In the Midlands, people have much to be thankful for in addition to turkey, football, family and shopping.
Between helpings this holiday, we all can reflect on the good fortune of calling this region home.
Marvel at the work ethic behind our strong, agriculturally rooted, diverse economy. Applaud a political culture still rooted in effective governance despite our disagreements.
Find comfort in the shared investments that help bond our communities. And appreciate state and local governments that largely respect the people who earned the tax dollars.
Recent praise for Nebraska, Iowa and Omaha shows a growing awareness of our region's strengths. It also bodes well for the future.
Here are some highlights gathered by state and local economic development officials and organ- ized around principles our community values:
>> Business-friendly. Forbes ranked Nebraska the No. 6 state for business. Iowa was No. 12. CNBC also ranked both states highly. Tax studies routinely cite the improving tax climates of both states in various publications.

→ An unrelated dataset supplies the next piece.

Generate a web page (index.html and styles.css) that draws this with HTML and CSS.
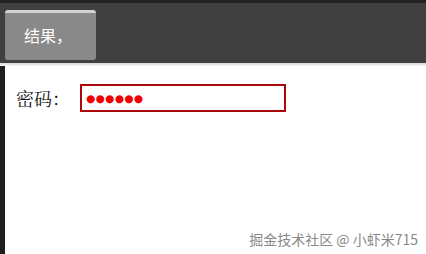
FILE: index.html
```html
<!DOCTYPE html>
<html lang="zh">
<head>
    <meta charset="UTF-8">
    <meta name="viewport" content="width=device-width, initial-scale=1.0">
    <title>密码</title>
    <link rel="stylesheet" href="styles.css">
</head>
<body>
    <div class="screen">
        <div class="status-line"></div>
        <div class="toolbar">
            <button class="result-btn">结果，</button>
        </div>
        <div class="divider"></div>
        <div class="content">
            <div class="edge"></div>
            <div class="main">
                <div class="form-row">
                    <label class="field-label">密码：</label>
                    <div class="password-box"><span class="dots">●●●●●●</span></div>
                </div>
            </div>
        </div>
        <div class="watermark">掘金技术社区 @ 小虾米715</div>
    </div>
</body>
</html>
```

FILE: styles.css
```css
* {
    margin: 0;
    padding: 0;
    box-sizing: border-box;
}

body {
    background-color: #ffffff;
    font-family: "Noto Sans CJK SC", "DejaVu Sans", sans-serif;
}

.screen {
    position: relative;
    width: 426px;
    height: 254px;
    display: flex;
    flex-direction: column;
    overflow: hidden;
}

.status-line {
    height: 3px;
    background-color: #222222;
}

.toolbar {
    height: 60px;
    background-color: #404040;
    padding: 7px 0 0 5px;
}

.result-btn {
    width: 91px;
    height: 50px;
    background-color: #898989;
    border: none;
    border-top: 3px solid #d2d2d2;
    border-radius: 3px;
    color: #ffffff;
    font-family: "Noto Sans CJK SC", sans-serif;
    font-size: 16px;
    text-align: left;
    padding: 0 0 4px 19px;
}

.divider {
    height: 3px;
    background: linear-gradient(#d8d8d8, #f4f4f4);
}

.content {
    flex: 1;
    display: flex;
}

.edge {
    width: 5px;
    background-color: #1e1e1e;
}

.main {
    flex: 1;
    padding: 18px 0 0 11px;
}

.form-row {
    display: flex;
    align-items: center;
    gap: 15px;
}

.field-label {
    font-family: "Noto Serif CJK SC", "Noto Sans CJK SC", serif;
    font-size: 18px;
    color: #111111;
    width: 49px;
    white-space: nowrap;
}

.password-box {
    width: 206px;
    height: 28px;
    border: 2px solid #aa0a0a;
    display: flex;
    align-items: center;
    padding-left: 4px;
}

.dots {
    color: #f00000;
    font-family: "DejaVu Sans", sans-serif;
    font-size: 10.5px;
    letter-spacing: 0.4px;
    line-height: 1;
}

.watermark {
    position: absolute;
    right: 8px;
    bottom: 8px;
    color: #888888;
    font-size: 14px;
    line-height: 1;
}
```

>> Family-friendly. Forbes and the Movoto blog named Omaha a top-10 U.S. city for raising families. Credibility.org found that households in greater Omaha were under less financial stress than in 77 other U.S. metropolitan areas.

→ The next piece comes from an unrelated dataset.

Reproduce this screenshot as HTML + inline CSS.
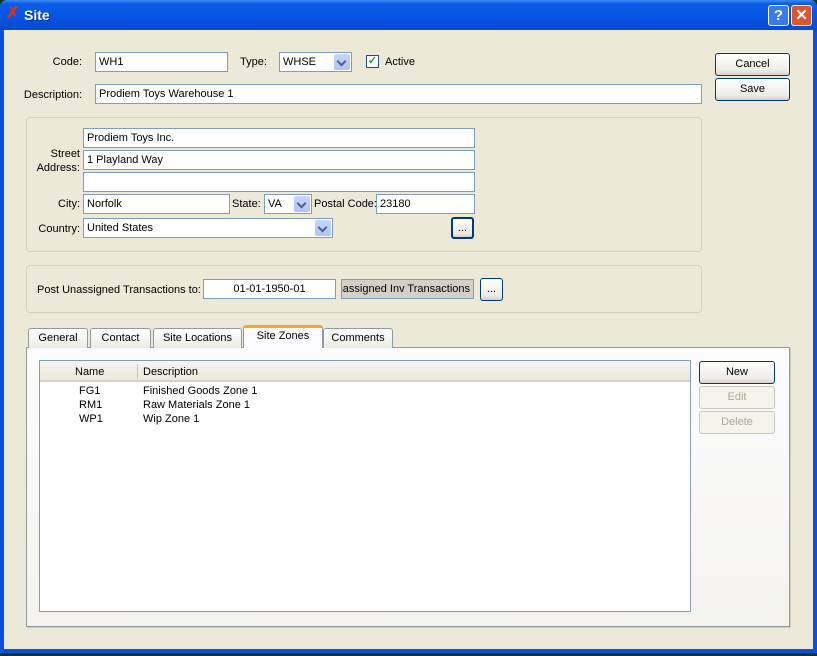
<!DOCTYPE html>
<html><head><style>
*{box-sizing:border-box;margin:0;padding:0}
body{width:817px;height:656px;position:relative;overflow:hidden;background:#0a3a10;font-family:"Liberation Sans",sans-serif;font-size:11px;color:#000}
.a{position:absolute}
.win{left:0;top:0;width:817px;height:653px;background:#0750e0;border-radius:7px 7px 0 0}
.title{left:0;top:0;width:817px;height:30px;border-radius:7px 7px 0 0;background:linear-gradient(#3b8cf5 0,#0a5ce8 12%,#0554e3 60%,#0749d0 100%)}
.body{left:4px;top:30px;width:809px;height:619px;background:#ECE9D8}
.in{background:#fff;border:1px solid #7f9db9;padding:2px 3px;white-space:nowrap;overflow:hidden;line-height:14px}
.cb{background:#fff;border:1px solid #7f9db9;padding:2px 3px;line-height:14px}
.dd{position:absolute;right:1px;top:1px;bottom:1px;width:16px;background:linear-gradient(#c6d6fc,#aec4f6);border-radius:2px}
.dd:after{content:"";position:absolute;left:4px;top:4px;width:5px;height:5px;border-right:2px solid #4d6185;border-bottom:2px solid #4d6185;transform:rotate(45deg)}
.btn{border:1px solid #003c74;border-radius:3px;background:linear-gradient(#fff,#ecebe6 80%,#d6d0c5);text-align:center;line-height:20px}
.dis{border-color:#c9c7ba;color:#aca899;background:#f5f4ea}
.grp{border:1px solid #d0d0bf;border-radius:4px}
.lbl{text-align:right;white-space:nowrap}
.tab{border:1px solid #919b9c;border-bottom:none;border-radius:3px 3px 0 0;background:linear-gradient(#fff,#ecebe5);text-align:center;line-height:19px}
</style></head><body>
<div class="a win"></div>
<div class="a title"></div>
<div class="a" style="left:6px;top:7px;color:#e03010;font-weight:bold;font-size:16px;line-height:14px">&#10007;</div>
<div class="a" style="left:24px;top:7px;color:#fff;font-weight:bold;font-size:14px;text-shadow:1px 1px #0a2a8a">Site</div>
<div class="a" style="left:768px;top:5px;width:21px;height:21px;border:1px solid #fff;border-radius:3px;background:#3a78ee;color:#fff;font-weight:bold;font-size:15px;text-align:center;line-height:19px">?</div>
<div class="a" style="left:791px;top:5px;width:21px;height:21px;border:1px solid #fff;border-radius:3px;background:#e0542c;color:#fff;font-weight:bold;font-size:15px;text-align:center;line-height:19px">&#10005;</div>
<div class="a body"></div>

<div class="a lbl" style="left:20px;top:56px;width:62px">Code:</div>
<div class="a in" style="left:95px;top:52px;width:133px;height:20px">WH1</div>
<div class="a" style="left:240px;top:56px">Type:</div>
<div class="a cb" style="left:279px;top:52px;width:73px;height:20px">WHSE<span class="dd"></span></div>
<div class="a" style="left:366px;top:55px;width:13px;height:13px;border:1px solid #1c5180;background:#fff;color:#21a121;font-size:11px;line-height:11px;text-align:center;font-weight:bold">&#10003;</div>
<div class="a" style="left:385px;top:56px">Active</div>
<div class="a lbl" style="left:10px;top:89px;width:72px">Description:</div>
<div class="a in" style="left:95px;top:84px;width:607px;height:20px">Prodiem Toys Warehouse 1</div>
<div class="a btn" style="left:715px;top:53px;width:75px;height:23px">Cancel</div>
<div class="a btn" style="left:715px;top:78px;width:75px;height:23px">Save</div>

<div class="a grp" style="left:26px;top:117px;width:676px;height:135px"></div>
<div class="a in" style="left:83px;top:128px;width:392px;height:20px">Prodiem Toys Inc.</div>
<div class="a in" style="left:83px;top:150px;width:392px;height:20px">1 Playland Way</div>
<div class="a in" style="left:83px;top:172px;width:392px;height:20px"></div>
<div class="a lbl" style="left:30px;top:147px;width:50px;line-height:14px">Street<br>Address:</div>
<div class="a lbl" style="left:30px;top:198px;width:50px">City:</div>
<div class="a in" style="left:83px;top:194px;width:147px;height:20px">Norfolk</div>
<div class="a" style="left:232px;top:198px">State:</div>
<div class="a cb" style="left:264px;top:194px;width:48px;height:20px">VA<span class="dd"></span></div>
<div class="a" style="left:314px;top:198px">Postal Code:</div>
<div class="a in" style="left:376px;top:194px;width:99px;height:20px">23180</div>
<div class="a lbl" style="left:20px;top:223px;width:60px">Country:</div>
<div class="a cb" style="left:83px;top:218px;width:250px;height:20px">United States<span class="dd"></span></div>
<div class="a btn" style="left:451px;top:217px;width:23px;height:22px;line-height:18px;border-width:2px">...</div>

<div class="a grp" style="left:26px;top:265px;width:676px;height:48px"></div>
<div class="a" style="left:37px;top:284px">Post Unassigned Transactions to:</div>
<div class="a in" style="left:203px;top:279px;width:133px;height:20px;text-align:center">01-01-1950-01</div>
<div class="a" style="left:341px;top:279px;width:133px;height:20px;background:#d4d0c8;border:1px solid #7f9db9;overflow:hidden;white-space:nowrap"><span class="a" style="right:3px;top:2px;line-height:14px">Unassigned Inv Transactions</span></div>
<div class="a btn" style="left:480px;top:278px;width:23px;height:23px;line-height:20px">...</div>

<div class="a" style="left:26px;top:347px;width:764px;height:280px;border:1px solid #919b9c;background:linear-gradient(#fcfcfe,#f4f3ee);box-shadow:1px 1px 0 #d0cdbf"></div>
<div class="a tab" style="left:28px;top:328px;width:60px;height:20px">General</div>
<div class="a tab" style="left:90px;top:328px;width:61px;height:20px">Contact</div>
<div class="a tab" style="left:153px;top:328px;width:89px;height:20px">Site Locations</div>
<div class="a tab" style="left:243px;top:325px;width:80px;height:23px;background:#fcfcfe;border-top:3px solid #f7a822;line-height:17px">Site Zones</div>
<div class="a tab" style="left:323px;top:328px;width:70px;height:20px">Comments</div>

<div class="a" style="left:39px;top:360px;width:652px;height:252px;border:1px solid #7f9db9;background:#fff"></div>
<div class="a" style="left:40px;top:361px;width:650px;height:21px;background:linear-gradient(#f6f5ee,#ebe9dc);border-bottom:2px solid #d6d2c2"></div>
<div class="a" style="left:137px;top:364px;width:1px;height:15px;background:#c7c5b2"></div>
<div class="a" style="left:75px;top:366px">Name</div>
<div class="a" style="left:143px;top:366px">Description</div>
<div class="a" style="left:79px;top:384px;line-height:14px">FG1<br>RM1<br>WP1</div>
<div class="a" style="left:143px;top:384px;line-height:14px">Finished Goods Zone 1<br>Raw Materials Zone 1<br>Wip Zone 1</div>

<div class="a btn" style="left:699px;top:361px;width:76px;height:23px">New</div>
<div class="a btn dis" style="left:699px;top:386px;width:76px;height:23px">Edit</div>
<div class="a btn dis" style="left:699px;top:411px;width:76px;height:23px">Delete</div>
</body></html>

>> Proactive in education. The U.S. Department of Education ranked Iowa and Nebraska among the top-10 states in four-year high school graduation rates. The feds also list Nebraska and Iowa among the top states for educated workforces.
>> Low cost of living. The U.S. Department of Commerce rated Iowa sixth among the least-expensive states in which to live. Nebraska ranked eighth. Census Bureau data mined by the University of Nebraska at Omaha found that Iowa had the lowest income-adjusted poverty rates in the country. Nebraska's rate was fifth lowest.
>> Governed well. Iowa ranked as the third best-run state by 24/7 Wall Street, and Nebraska ranked fourth. Numerous studies show the public debt loads of the two states as light-years from the dysfunction of Illinois, California or Nevada.
>> Thrift. Kiplinger called greater Omaha the nation's top city for cheapskates, for people who like to earn and keep more of their money. Public unions here value tax dollars, working with city officials to secure reasonable retirements.
>> Valuing service. G.I. Jobs ranked the Omaha area a top-five location for military veterans to live, learn and work. Volunteerism rates in Nebraska and Iowa are among the nation's best.
>> Future-focused. Gallup ranked Nebraska and Iowa among the top seven states to live in going forward. The Atlantic Wire ranked Omaha as a top city for millennials. MSN ranked Omaha one of the Midwest's coolest cities to live in. It also called the city a top national destination for college graduates. Nerdwallet.com and Under30CEO called Omaha a top-10 city for entrepreneurs.
It's all quite a bit for which to be thankful.